Give an exact transcription of every line, dropping the images.

Data extract |
* BEGIN *

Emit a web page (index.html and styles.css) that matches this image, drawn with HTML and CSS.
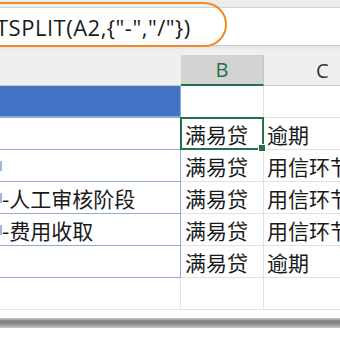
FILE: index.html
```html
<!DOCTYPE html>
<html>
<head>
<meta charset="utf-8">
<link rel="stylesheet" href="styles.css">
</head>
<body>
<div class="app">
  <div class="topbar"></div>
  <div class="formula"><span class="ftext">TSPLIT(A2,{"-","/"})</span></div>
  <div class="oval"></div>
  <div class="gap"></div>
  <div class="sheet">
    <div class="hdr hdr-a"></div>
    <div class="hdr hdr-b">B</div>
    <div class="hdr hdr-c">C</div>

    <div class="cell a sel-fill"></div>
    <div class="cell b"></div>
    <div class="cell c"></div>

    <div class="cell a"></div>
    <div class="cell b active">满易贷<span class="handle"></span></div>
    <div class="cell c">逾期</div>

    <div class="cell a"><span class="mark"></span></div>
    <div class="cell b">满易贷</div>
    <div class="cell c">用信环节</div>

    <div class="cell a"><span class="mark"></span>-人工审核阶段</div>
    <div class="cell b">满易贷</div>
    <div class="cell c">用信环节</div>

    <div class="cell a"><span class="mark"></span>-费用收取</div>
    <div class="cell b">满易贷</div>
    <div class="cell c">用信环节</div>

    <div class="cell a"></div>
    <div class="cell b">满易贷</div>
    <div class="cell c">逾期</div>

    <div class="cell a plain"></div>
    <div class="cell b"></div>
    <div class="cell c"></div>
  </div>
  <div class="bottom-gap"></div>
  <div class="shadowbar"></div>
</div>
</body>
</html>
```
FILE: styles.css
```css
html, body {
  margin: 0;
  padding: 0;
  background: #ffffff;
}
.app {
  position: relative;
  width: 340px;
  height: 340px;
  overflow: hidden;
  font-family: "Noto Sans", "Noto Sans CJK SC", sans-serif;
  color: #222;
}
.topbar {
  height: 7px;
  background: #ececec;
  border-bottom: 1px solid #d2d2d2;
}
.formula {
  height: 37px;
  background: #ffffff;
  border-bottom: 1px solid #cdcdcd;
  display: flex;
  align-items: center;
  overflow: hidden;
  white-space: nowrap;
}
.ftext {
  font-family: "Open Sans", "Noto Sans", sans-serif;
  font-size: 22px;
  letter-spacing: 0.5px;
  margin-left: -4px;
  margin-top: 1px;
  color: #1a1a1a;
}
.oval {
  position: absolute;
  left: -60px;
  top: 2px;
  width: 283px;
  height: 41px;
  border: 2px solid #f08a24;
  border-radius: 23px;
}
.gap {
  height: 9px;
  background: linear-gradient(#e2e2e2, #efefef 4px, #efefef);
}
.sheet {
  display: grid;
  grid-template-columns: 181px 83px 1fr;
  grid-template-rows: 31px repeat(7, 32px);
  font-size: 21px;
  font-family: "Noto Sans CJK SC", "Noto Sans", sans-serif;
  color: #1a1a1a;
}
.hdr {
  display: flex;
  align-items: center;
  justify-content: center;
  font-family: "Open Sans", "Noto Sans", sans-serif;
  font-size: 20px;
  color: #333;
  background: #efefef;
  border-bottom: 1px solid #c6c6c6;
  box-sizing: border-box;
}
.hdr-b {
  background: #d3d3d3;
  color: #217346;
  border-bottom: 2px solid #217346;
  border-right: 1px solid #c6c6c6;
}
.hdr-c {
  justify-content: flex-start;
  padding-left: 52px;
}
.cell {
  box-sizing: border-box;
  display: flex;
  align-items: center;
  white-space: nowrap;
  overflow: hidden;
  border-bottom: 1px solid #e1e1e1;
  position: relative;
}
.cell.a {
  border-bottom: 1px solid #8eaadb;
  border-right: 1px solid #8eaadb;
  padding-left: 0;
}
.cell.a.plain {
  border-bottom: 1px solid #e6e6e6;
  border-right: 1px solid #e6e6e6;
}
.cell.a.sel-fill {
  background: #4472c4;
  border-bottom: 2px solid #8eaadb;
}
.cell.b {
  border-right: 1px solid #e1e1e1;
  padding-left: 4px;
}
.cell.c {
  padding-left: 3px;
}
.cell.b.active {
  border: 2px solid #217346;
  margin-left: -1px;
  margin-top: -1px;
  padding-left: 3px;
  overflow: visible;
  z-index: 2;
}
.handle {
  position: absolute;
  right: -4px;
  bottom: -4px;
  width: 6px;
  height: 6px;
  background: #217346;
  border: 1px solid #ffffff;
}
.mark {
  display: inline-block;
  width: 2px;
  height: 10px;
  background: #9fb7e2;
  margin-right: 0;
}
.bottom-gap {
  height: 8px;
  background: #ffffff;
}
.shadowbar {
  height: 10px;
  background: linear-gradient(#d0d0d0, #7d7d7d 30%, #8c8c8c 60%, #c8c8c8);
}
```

* END *

Correct result |
Emit a web page (index.html and styles.css) that matches this image, drawn with HTML and CSS.
FILE: index.html
```html
<!DOCTYPE html>
<html>
<head>
<meta charset="utf-8">
<link rel="stylesheet" href="styles.css">
</head>
<body>
<div class="app">
  <div class="topbar"></div>
  <div class="formula"><span class="ftext">TSPLIT(A2,{"-","/"})</span></div>
  <div class="oval"></div>
  <div class="gap"></div>
  <div class="sheet">
    <div class="hdr hdr-a"></div>
    <div class="hdr hdr-b">B</div>
    <div class="hdr hdr-c">C</div>

    <div class="cell a sel-fill"></div>
    <div class="cell b"></div>
    <div class="cell c"></div>

    <div class="cell a"></div>
    <div class="cell b active">满易贷<span class="handle"></span></div>
    <div class="cell c">逾期</div>

    <div class="cell a"><span class="mark"></span></div>
    <div class="cell b">满易贷</div>
    <div class="cell c">用信环节</div>

    <div class="cell a"><span class="mark"></span>-人工审核阶段</div>
    <div class="cell b">满易贷</div>
    <div class="cell c">用信环节</div>

    <div class="cell a"><span class="mark"></span>-费用收取</div>
    <div class="cell b">满易贷</div>
    <div class="cell c">用信环节</div>

    <div class="cell a"></div>
    <div class="cell b">满易贷</div>
    <div class="cell c">逾期</div>

    <div class="cell a plain"></div>
    <div class="cell b"></div>
    <div class="cell c"></div>
  </div>
  <div class="bottom-gap"></div>
  <div class="shadowbar"></div>
</div>
</body>
</html>
```
FILE: styles.css
```css
html, body {
  margin: 0;
  padding: 0;
  background: #ffffff;
}
.app {
  position: relative;
  width: 340px;
  height: 340px;
  overflow: hidden;
  font-family: "Noto Sans", "Noto Sans CJK SC", sans-serif;
  color: #222;
}
.topbar {
  height: 7px;
  background: #ececec;
  border-bottom: 1px solid #d2d2d2;
}
.formula {
  height: 37px;
  background: #ffffff;
  border-bottom: 1px solid #cdcdcd;
  display: flex;
  align-items: center;
  overflow: hidden;
  white-space: nowrap;
}
.ftext {
  font-family: "Open Sans", "Noto Sans", sans-serif;
  font-size: 22px;
  letter-spacing: 0.5px;
  margin-left: -4px;
  margin-top: 1px;
  color: #1a1a1a;
}
.oval {
  position: absolute;
  left: -60px;
  top: 2px;
  width: 283px;
  height: 41px;
  border: 2px solid #f08a24;
  border-radius: 23px;
}
.gap {
  height: 9px;
  background: linear-gradient(#e2e2e2, #efefef 4px, #efefef);
}
.sheet {
  display: grid;
  grid-template-columns: 181px 83px 1fr;
  grid-template-rows: 31px repeat(7, 32px);
  font-size: 21px;
  font-family: "Noto Sans CJK SC", "Noto Sans", sans-serif;
  color: #1a1a1a;
}
.hdr {
  display: flex;
  align-items: center;
  justify-content: center;
  font-family: "Open Sans", "Noto Sans", sans-serif;
  font-size: 20px;
  color: #333;
  background: #efefef;
  border-bottom: 1px solid #c6c6c6;
  box-sizing: border-box;
}
.hdr-b {
  background: #d3d3d3;
  color: #217346;
  border-bottom: 2px solid #217346;
  border-right: 1px solid #c6c6c6;
}
.hdr-c {
  justify-content: flex-start;
  padding-left: 52px;
}
.cell {
  box-sizing: border-box;
  display: flex;
  align-items: center;
  white-space: nowrap;
  overflow: hidden;
  border-bottom: 1px solid #e1e1e1;
  position: relative;
}
.cell.a {
  border-bottom: 1px solid #8eaadb;
  border-right: 1px solid #8eaadb;
  padding-left: 0;
}
.cell.a.plain {
  border-bottom: 1px solid #e6e6e6;
  border-right: 1px solid #e6e6e6;
}
.cell.a.sel-fill {
  background: #4472c4;
  border-bottom: 2px solid #8eaadb;
}
.cell.b {
  border-right: 1px solid #e1e1e1;
  padding-left: 4px;
}
.cell.c {
  padding-left: 3px;
}
.cell.b.active {
  border: 2px solid #217346;
  margin-left: -1px;
  margin-top: -1px;
  padding-left: 3px;
  overflow: visible;
  z-index: 2;
}
.handle {
  position: absolute;
  right: -4px;
  bottom: -4px;
  width: 6px;
  height: 6px;
  background: #217346;
  border: 1px solid #ffffff;
}
.mark {
  display: inline-block;
  width: 2px;
  height: 10px;
  background: #9fb7e2;
  margin-right: 0;
}
.bottom-gap {
  height: 8px;
  background: #ffffff;
}
.shadowbar {
  height: 10px;
  background: linear-gradient(#d0d0d0, #7d7d7d 30%, #8c8c8c 60%, #c8c8c8);
}
```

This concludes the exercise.